Saturday, November 17, 2012

Lessons of Nature...

As I've expressed, ad nauseam, loss is an all-important economic concept. Loss teaches the losers, and observers, how not to do things. Loss clears markets of excesses born of gluttony and greed. Nature forever offers the best metaphors for life, and, as follows, for business and economics as well. Here are a few excerpts from Science Daily's April 2012 article Loss of Predators in Northern Hemisphere Effecting Ecosystem Health—each followed by my analogy...

 

"A survey on the loss in the Northern Hemisphere of large predators, particularly wolves, concludes that current populations of moose, deer, and other large herbivores far exceed their historic levels and are contributing to disrupted ecosystems."

 

Modern-day fiscal and monetary policies are designed to neutralize the natural culling effect of economic contractions—plausibly leading to the disruption of the naturally-cyclical economic system. 

 

"The research, published recently by scientists from Oregon State University, examined 42 studies done over the past 50 years.

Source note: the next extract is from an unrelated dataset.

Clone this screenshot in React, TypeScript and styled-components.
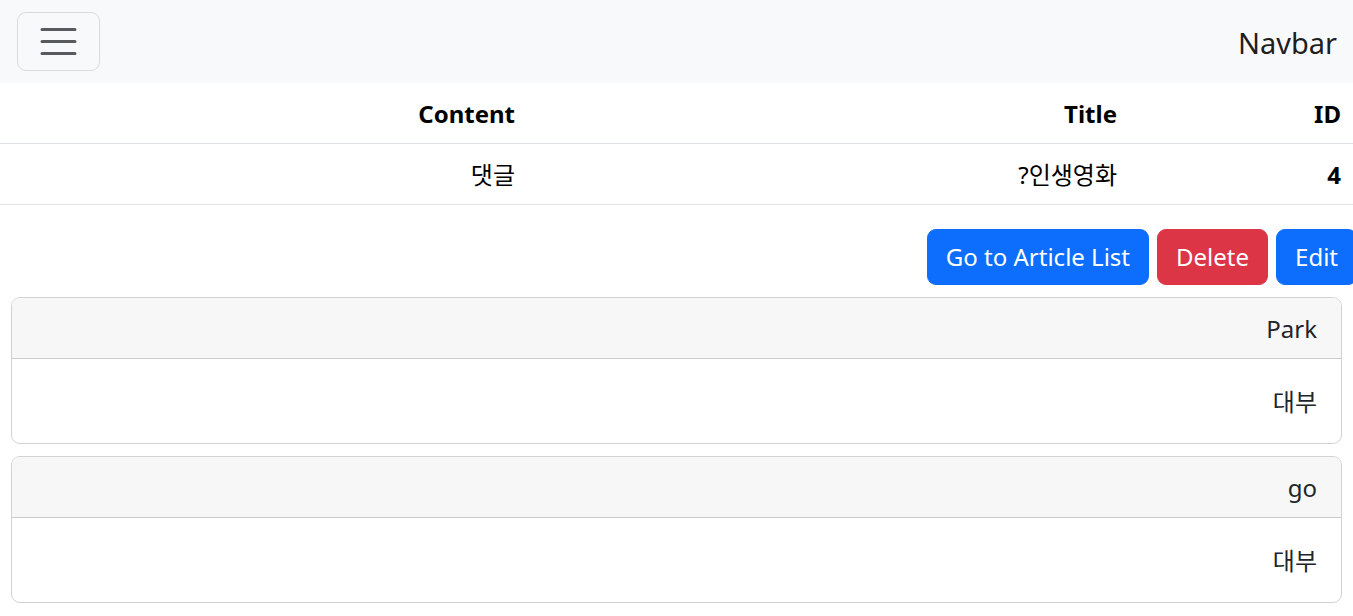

It found that the loss of major predators in forest ecosystems has allowed game animal populations to greatly increase, crippling the growth of young trees and reducing biodiversity."

 

With loss out of the equation (via subsidies and bailouts), we effectively mitigate creative destruction. We, in essence, severely limit the opportunities for nimbler competitors—and the consequent benefits to consumers—that would otherwise occur during economic contractions. 

 

"In recent years, OSU researchers have helped lead efforts to understand how major predators help to reduce herbivore population levels, improve ecosystem function and even change how herbivores behave when they feel threatened by predation -- an important aspect they call the "ecology of fear.""

 

The threat of loss, the "ecology of fear", engenders thoughtful calculation. Knowing there'll be no compromising the taxpayer to rescue them from their mistakes, corporate execs would painstakingly assess the risks of their prospective ventures.

 

"In systems where large predators remain, they appear to have a major role in sustaining the diversity and productivity of native plant communities, thus maintaining healthy ecosystems."

 

A truly healthy economy is dependent upon the knowledge among all players that regardless of how deep into woods they venture, they're entirely on their own.